Dennison credits her grandfather Charlie Husson, a principal electronics troubleshooter on the NASA Viking missions, with her deep knowledge of computers and the Internet.

She said that in the 1980s, he told her that he wanted her to grow up being comfortable with computers and technology. “Adapting to new technologies has been part of my upbringing. It’s what I learned to do along with reading, writing, and attempting to interact socially,” Dennison said. “Being the social media person, I have to know how to use them beyond ‘How to Make a Post on Facebook.’ [But],” she added with a laugh, “I still haven’t cracked Tumblr.”

Hartstein acknowledged that keeping the Intervention programming current is a difficult task. “We have a limited budget until next year,” she explained. “We look at what other people seem to like and we try to put as much of that in the con as possible. We try to see who wants to present [a panel, and] we try to pull those things out [and put it into the programming] because we have somebody wants to share something. [Hopefully, the attendees will] be empowered to get creative and share what they love the next year.”

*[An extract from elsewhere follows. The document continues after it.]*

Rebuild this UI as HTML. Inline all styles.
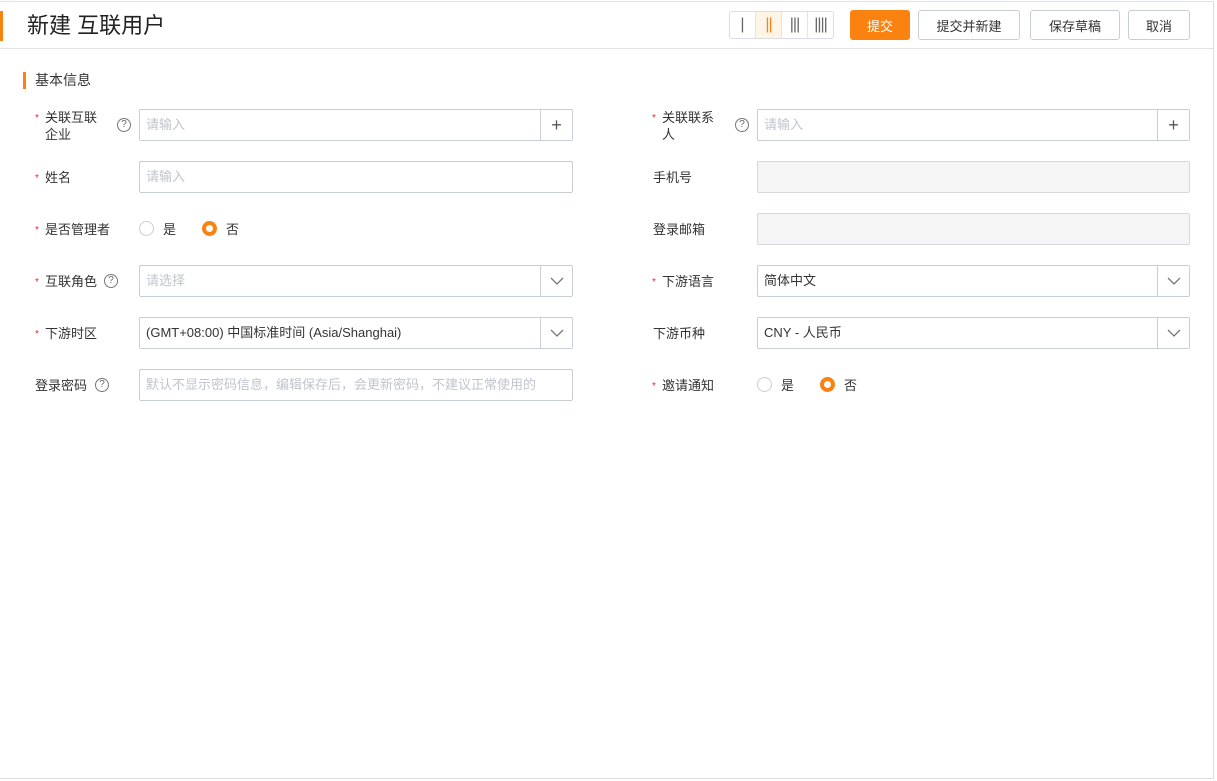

As for future Intervention expansions, Hartstein elaborated by email, “Next year, we’ll be changing it a bit more and adding more industry and indie guests who are at the top of their profession and showing how their use of the Internet is furthering their careers. We are also seeing a real increase in interest in having a much more major film presence at the event, so that is likely to grow as well.”

Another thing which Hartstein recently did was to ask what her guests wanted to do and how being a guest at the convention could help them in their personal career development.

“[This year at Intervention], we’ve brought on Terry Molloy, who was Davros in Doctor Who, to do voice acting workshops which is something we’ve never had before. I’m going to work again on trying to bring in a new segment,” Hartstein said, adding that she was working with some of the other Doctor Who actors on other things behind the scenes as well.

“[The mission statement for] Intervention is why we got Tom Baker [for (Re)Generation Who],” she added. “[He] sent me a note about it. He loves that Intervention is a safe space for artists to elevate artists of all types. (Re)Gen’s celebrity side is feeding Intervention. Eventually they’re going to complement each other even more.”

The Next Five Years?

During our entire conversation, Hartstein mentioned more than once that she had a “five-year plan” regarding Intervention and (Re)Generation Who, but she was pretty coy about exactly what that plan entailed.

“We’ve actually exceeded everything we thought we would,” Hartstein said. “On the personal side [through my career advancement by running these shows], I was able to pay off my debt from the old days almost two years earlier than I thought I would. That was a big road block to helping me be able to have the money free to do really strategic investment in Onezumi Events [and to] really grow it. It looks like by 2017 it might be an actual company that can have employees—which I hope—because I really want to be able to give people the option to do that who are working full-time,” she continued.

And as for what’s going to happen in the next five years? “We’re brainstorming some of that right now, but we’re going to keep that part quiet. Although a lot of people have some pretty good ideas. A lot of people have wrong ideas, too!” she concluded, laughing.

If you’re interested in attending any of the conventions run by Onezumi Hartstein, this year’s Intervention is taking place from August 14 to 16 in Rockville, Maryland, while next year’s (Re)Generation Who will take place from March 18 to 20, 2016 in Hunt Valley, Maryland.

1 thought on “Geekly Speaking About… Planning an Intervention”

  1. I’ve gone to all Interventions except one, and I have to say it’s one of the ones I look forward to. Oni and Harknell and their staff all work hard, and because it’s so small (right now!) that you can have a lot more one-on-one time with creators, especially in the exhibition room. My favorite time from the first Intervention was when my buddy and I went to a panel that had Chris Flick and supposed to have another panelist, but when only me, Chris, my buddy and one other person showed up, Chris came out from the table and we all just sat around talking about comics and how he set things up with his website and his books etc, and just had a great time. That same convention I was able to bend Fred Gallagher’s ear for a good spell, a few years after not coming even close to his table at Otakon. That kind of creator/fan interaction is fantastic, and I hope they can keep it going as long as possible.